Reproduce the listing exactly and skip over any pictures.

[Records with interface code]
<<<<

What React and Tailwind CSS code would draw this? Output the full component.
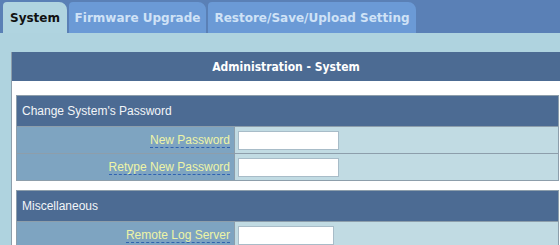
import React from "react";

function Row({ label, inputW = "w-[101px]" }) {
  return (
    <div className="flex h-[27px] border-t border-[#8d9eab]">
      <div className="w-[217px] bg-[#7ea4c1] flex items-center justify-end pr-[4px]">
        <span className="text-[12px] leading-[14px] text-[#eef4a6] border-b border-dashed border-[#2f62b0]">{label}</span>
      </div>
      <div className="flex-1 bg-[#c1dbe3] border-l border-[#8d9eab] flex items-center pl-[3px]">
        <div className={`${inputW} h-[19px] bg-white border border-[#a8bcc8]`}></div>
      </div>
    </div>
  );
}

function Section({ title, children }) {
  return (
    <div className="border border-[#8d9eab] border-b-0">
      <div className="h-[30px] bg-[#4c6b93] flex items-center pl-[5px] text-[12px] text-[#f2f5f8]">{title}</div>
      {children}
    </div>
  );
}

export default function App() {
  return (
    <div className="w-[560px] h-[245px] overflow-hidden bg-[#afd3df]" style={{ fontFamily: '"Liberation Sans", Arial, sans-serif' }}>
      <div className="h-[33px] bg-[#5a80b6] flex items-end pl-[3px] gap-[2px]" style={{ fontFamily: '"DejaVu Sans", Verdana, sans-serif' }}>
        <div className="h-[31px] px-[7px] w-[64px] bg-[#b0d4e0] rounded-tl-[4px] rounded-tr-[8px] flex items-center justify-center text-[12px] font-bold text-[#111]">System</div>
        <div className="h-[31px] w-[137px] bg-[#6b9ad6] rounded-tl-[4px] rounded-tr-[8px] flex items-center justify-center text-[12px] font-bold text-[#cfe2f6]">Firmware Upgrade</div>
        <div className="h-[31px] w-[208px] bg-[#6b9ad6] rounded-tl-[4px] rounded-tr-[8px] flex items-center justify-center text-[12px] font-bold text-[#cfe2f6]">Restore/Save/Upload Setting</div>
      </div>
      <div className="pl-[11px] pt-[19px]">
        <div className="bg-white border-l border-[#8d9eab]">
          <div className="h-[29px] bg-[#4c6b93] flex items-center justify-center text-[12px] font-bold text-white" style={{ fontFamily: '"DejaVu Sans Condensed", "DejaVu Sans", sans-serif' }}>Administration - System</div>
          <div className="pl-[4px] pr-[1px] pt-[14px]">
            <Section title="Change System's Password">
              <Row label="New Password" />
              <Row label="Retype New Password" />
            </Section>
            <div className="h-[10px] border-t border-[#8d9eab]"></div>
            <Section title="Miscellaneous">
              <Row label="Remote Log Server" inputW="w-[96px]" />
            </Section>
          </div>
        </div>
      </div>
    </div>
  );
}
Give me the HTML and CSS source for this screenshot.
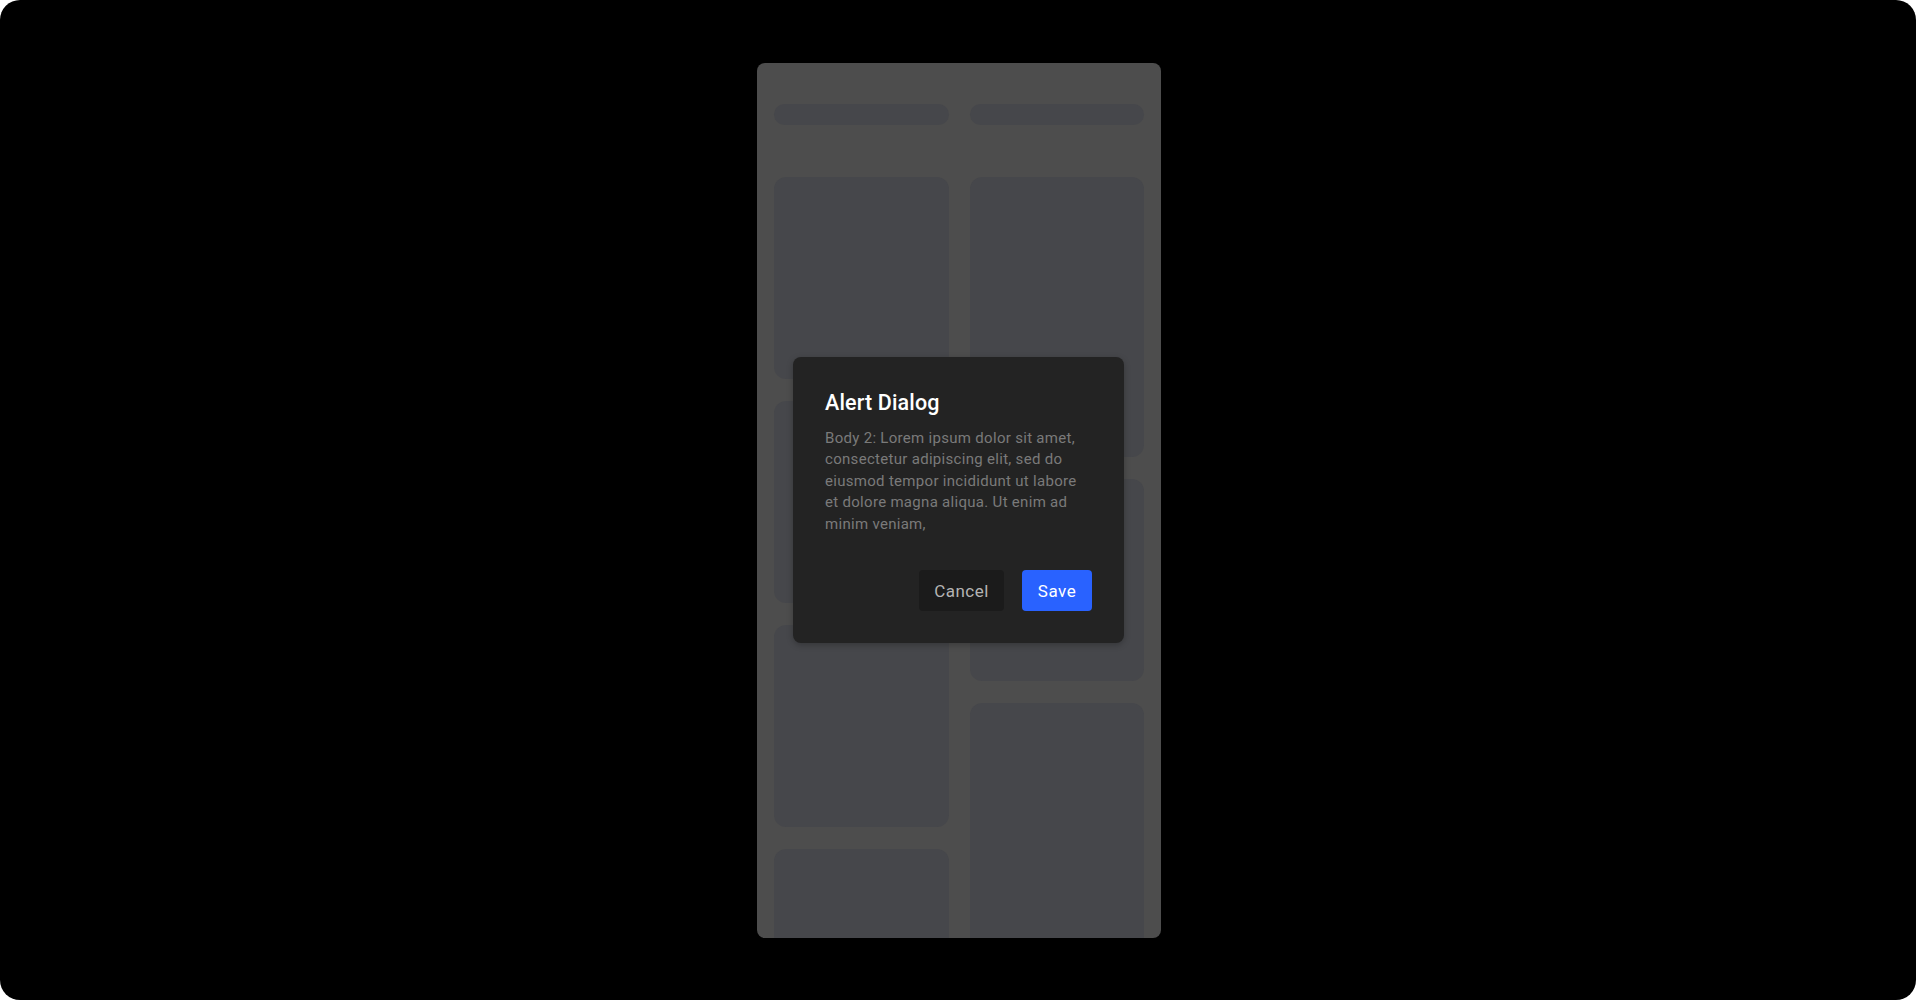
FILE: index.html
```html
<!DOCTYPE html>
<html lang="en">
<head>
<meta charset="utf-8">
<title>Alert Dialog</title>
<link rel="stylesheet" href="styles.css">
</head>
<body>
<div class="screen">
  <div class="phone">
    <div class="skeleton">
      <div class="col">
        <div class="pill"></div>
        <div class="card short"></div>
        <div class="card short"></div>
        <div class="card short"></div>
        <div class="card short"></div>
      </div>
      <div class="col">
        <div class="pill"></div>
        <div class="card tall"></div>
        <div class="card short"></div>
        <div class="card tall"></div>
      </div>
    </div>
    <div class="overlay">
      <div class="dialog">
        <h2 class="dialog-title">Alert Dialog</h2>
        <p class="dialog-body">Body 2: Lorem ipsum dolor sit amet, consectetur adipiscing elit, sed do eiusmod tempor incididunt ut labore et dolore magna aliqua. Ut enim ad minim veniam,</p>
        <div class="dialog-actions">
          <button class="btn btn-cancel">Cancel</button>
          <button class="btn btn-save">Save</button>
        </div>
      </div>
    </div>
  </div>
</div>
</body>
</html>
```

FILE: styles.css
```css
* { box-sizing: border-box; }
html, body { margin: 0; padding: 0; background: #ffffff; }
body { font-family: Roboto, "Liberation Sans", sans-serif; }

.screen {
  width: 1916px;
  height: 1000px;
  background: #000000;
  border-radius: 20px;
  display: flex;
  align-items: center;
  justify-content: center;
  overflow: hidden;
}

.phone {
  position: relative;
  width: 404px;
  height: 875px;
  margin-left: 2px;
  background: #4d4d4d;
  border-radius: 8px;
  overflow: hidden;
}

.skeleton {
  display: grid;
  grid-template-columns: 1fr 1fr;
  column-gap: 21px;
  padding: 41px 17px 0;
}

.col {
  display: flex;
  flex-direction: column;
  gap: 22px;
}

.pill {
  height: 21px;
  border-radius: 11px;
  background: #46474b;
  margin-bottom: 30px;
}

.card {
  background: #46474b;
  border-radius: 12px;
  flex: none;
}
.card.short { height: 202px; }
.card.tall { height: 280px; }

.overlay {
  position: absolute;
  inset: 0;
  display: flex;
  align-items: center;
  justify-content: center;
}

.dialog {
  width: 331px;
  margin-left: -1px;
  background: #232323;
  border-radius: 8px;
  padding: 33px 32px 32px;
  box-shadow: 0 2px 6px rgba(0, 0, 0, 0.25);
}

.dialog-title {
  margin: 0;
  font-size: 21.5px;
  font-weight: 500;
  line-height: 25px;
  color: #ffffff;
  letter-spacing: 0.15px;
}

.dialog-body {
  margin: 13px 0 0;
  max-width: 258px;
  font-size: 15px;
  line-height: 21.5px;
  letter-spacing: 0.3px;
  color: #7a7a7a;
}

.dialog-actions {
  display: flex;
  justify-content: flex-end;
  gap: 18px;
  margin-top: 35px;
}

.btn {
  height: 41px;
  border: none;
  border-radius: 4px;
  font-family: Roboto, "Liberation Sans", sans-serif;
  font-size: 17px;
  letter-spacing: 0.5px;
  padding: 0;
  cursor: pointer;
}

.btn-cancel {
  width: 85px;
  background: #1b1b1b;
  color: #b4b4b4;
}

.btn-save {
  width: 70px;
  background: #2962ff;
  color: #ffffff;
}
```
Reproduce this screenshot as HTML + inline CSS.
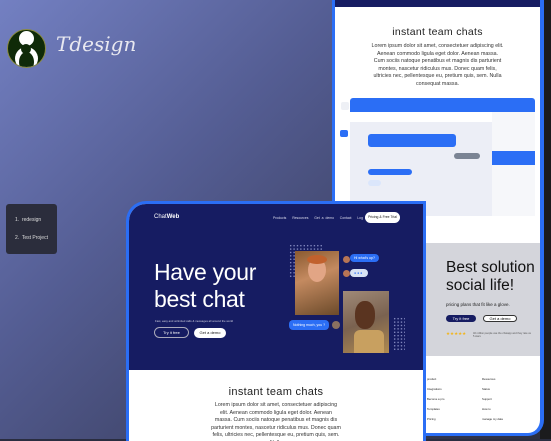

>>>>

ANSWER FOR THIS EXERCISE →
What React and Tailwind CSS code would draw this? Output the full component.
import React from "react";

function Row({ label, inputW = "w-[101px]" }) {
  return (
    <div className="flex h-[27px] border-t border-[#8d9eab]">
      <div className="w-[217px] bg-[#7ea4c1] flex items-center justify-end pr-[4px]">
        <span className="text-[12px] leading-[14px] text-[#eef4a6] border-b border-dashed border-[#2f62b0]">{label}</span>
      </div>
      <div className="flex-1 bg-[#c1dbe3] border-l border-[#8d9eab] flex items-center pl-[3px]">
        <div className={`${inputW} h-[19px] bg-white border border-[#a8bcc8]`}></div>
      </div>
    </div>
  );
}

function Section({ title, children }) {
  return (
    <div className="border border-[#8d9eab] border-b-0">
      <div className="h-[30px] bg-[#4c6b93] flex items-center pl-[5px] text-[12px] text-[#f2f5f8]">{title}</div>
      {children}
    </div>
  );
}

export default function App() {
  return (
    <div className="w-[560px] h-[245px] overflow-hidden bg-[#afd3df]" style={{ fontFamily: '"Liberation Sans", Arial, sans-serif' }}>
      <div className="h-[33px] bg-[#5a80b6] flex items-end pl-[3px] gap-[2px]" style={{ fontFamily: '"DejaVu Sans", Verdana, sans-serif' }}>
        <div className="h-[31px] px-[7px] w-[64px] bg-[#b0d4e0] rounded-tl-[4px] rounded-tr-[8px] flex items-center justify-center text-[12px] font-bold text-[#111]">System</div>
        <div className="h-[31px] w-[137px] bg-[#6b9ad6] rounded-tl-[4px] rounded-tr-[8px] flex items-center justify-center text-[12px] font-bold text-[#cfe2f6]">Firmware Upgrade</div>
        <div className="h-[31px] w-[208px] bg-[#6b9ad6] rounded-tl-[4px] rounded-tr-[8px] flex items-center justify-center text-[12px] font-bold text-[#cfe2f6]">Restore/Save/Upload Setting</div>
      </div>
      <div className="pl-[11px] pt-[19px]">
        <div className="bg-white border-l border-[#8d9eab]">
          <div className="h-[29px] bg-[#4c6b93] flex items-center justify-center text-[12px] font-bold text-white" style={{ fontFamily: '"DejaVu Sans Condensed", "DejaVu Sans", sans-serif' }}>Administration - System</div>
          <div className="pl-[4px] pr-[1px] pt-[14px]">
            <Section title="Change System's Password">
              <Row label="New Password" />
              <Row label="Retype New Password" />
            </Section>
            <div className="h-[10px] border-t border-[#8d9eab]"></div>
            <Section title="Miscellaneous">
              <Row label="Remote Log Server" inputW="w-[96px]" />
            </Section>
          </div>
        </div>
      </div>
    </div>
  );
}
Give me the HTML and CSS source for this screenshot.
FILE: index.html
```html
<!DOCTYPE html>
<html lang="en">
<head>
<meta charset="utf-8">
<title>Alert Dialog</title>
<link rel="stylesheet" href="styles.css">
</head>
<body>
<div class="screen">
  <div class="phone">
    <div class="skeleton">
      <div class="col">
        <div class="pill"></div>
        <div class="card short"></div>
        <div class="card short"></div>
        <div class="card short"></div>
        <div class="card short"></div>
      </div>
      <div class="col">
        <div class="pill"></div>
        <div class="card tall"></div>
        <div class="card short"></div>
        <div class="card tall"></div>
      </div>
    </div>
    <div class="overlay">
      <div class="dialog">
        <h2 class="dialog-title">Alert Dialog</h2>
        <p class="dialog-body">Body 2: Lorem ipsum dolor sit amet, consectetur adipiscing elit, sed do eiusmod tempor incididunt ut labore et dolore magna aliqua. Ut enim ad minim veniam,</p>
        <div class="dialog-actions">
          <button class="btn btn-cancel">Cancel</button>
          <button class="btn btn-save">Save</button>
        </div>
      </div>
    </div>
  </div>
</div>
</body>
</html>
```

FILE: styles.css
```css
* { box-sizing: border-box; }
html, body { margin: 0; padding: 0; background: #ffffff; }
body { font-family: Roboto, "Liberation Sans", sans-serif; }

.screen {
  width: 1916px;
  height: 1000px;
  background: #000000;
  border-radius: 20px;
  display: flex;
  align-items: center;
  justify-content: center;
  overflow: hidden;
}

.phone {
  position: relative;
  width: 404px;
  height: 875px;
  margin-left: 2px;
  background: #4d4d4d;
  border-radius: 8px;
  overflow: hidden;
}

.skeleton {
  display: grid;
  grid-template-columns: 1fr 1fr;
  column-gap: 21px;
  padding: 41px 17px 0;
}

.col {
  display: flex;
  flex-direction: column;
  gap: 22px;
}

.pill {
  height: 21px;
  border-radius: 11px;
  background: #46474b;
  margin-bottom: 30px;
}

.card {
  background: #46474b;
  border-radius: 12px;
  flex: none;
}
.card.short { height: 202px; }
.card.tall { height: 280px; }

.overlay {
  position: absolute;
  inset: 0;
  display: flex;
  align-items: center;
  justify-content: center;
}

.dialog {
  width: 331px;
  margin-left: -1px;
  background: #232323;
  border-radius: 8px;
  padding: 33px 32px 32px;
  box-shadow: 0 2px 6px rgba(0, 0, 0, 0.25);
}

.dialog-title {
  margin: 0;
  font-size: 21.5px;
  font-weight: 500;
  line-height: 25px;
  color: #ffffff;
  letter-spacing: 0.15px;
}

.dialog-body {
  margin: 13px 0 0;
  max-width: 258px;
  font-size: 15px;
  line-height: 21.5px;
  letter-spacing: 0.3px;
  color: #7a7a7a;
}

.dialog-actions {
  display: flex;
  justify-content: flex-end;
  gap: 18px;
  margin-top: 35px;
}

.btn {
  height: 41px;
  border: none;
  border-radius: 4px;
  font-family: Roboto, "Liberation Sans", sans-serif;
  font-size: 17px;
  letter-spacing: 0.5px;
  padding: 0;
  cursor: pointer;
}

.btn-cancel {
  width: 85px;
  background: #1b1b1b;
  color: #b4b4b4;
}

.btn-save {
  width: 70px;
  background: #2962ff;
  color: #ffffff;
}
```
Reproduce this screenshot as HTML + inline CSS.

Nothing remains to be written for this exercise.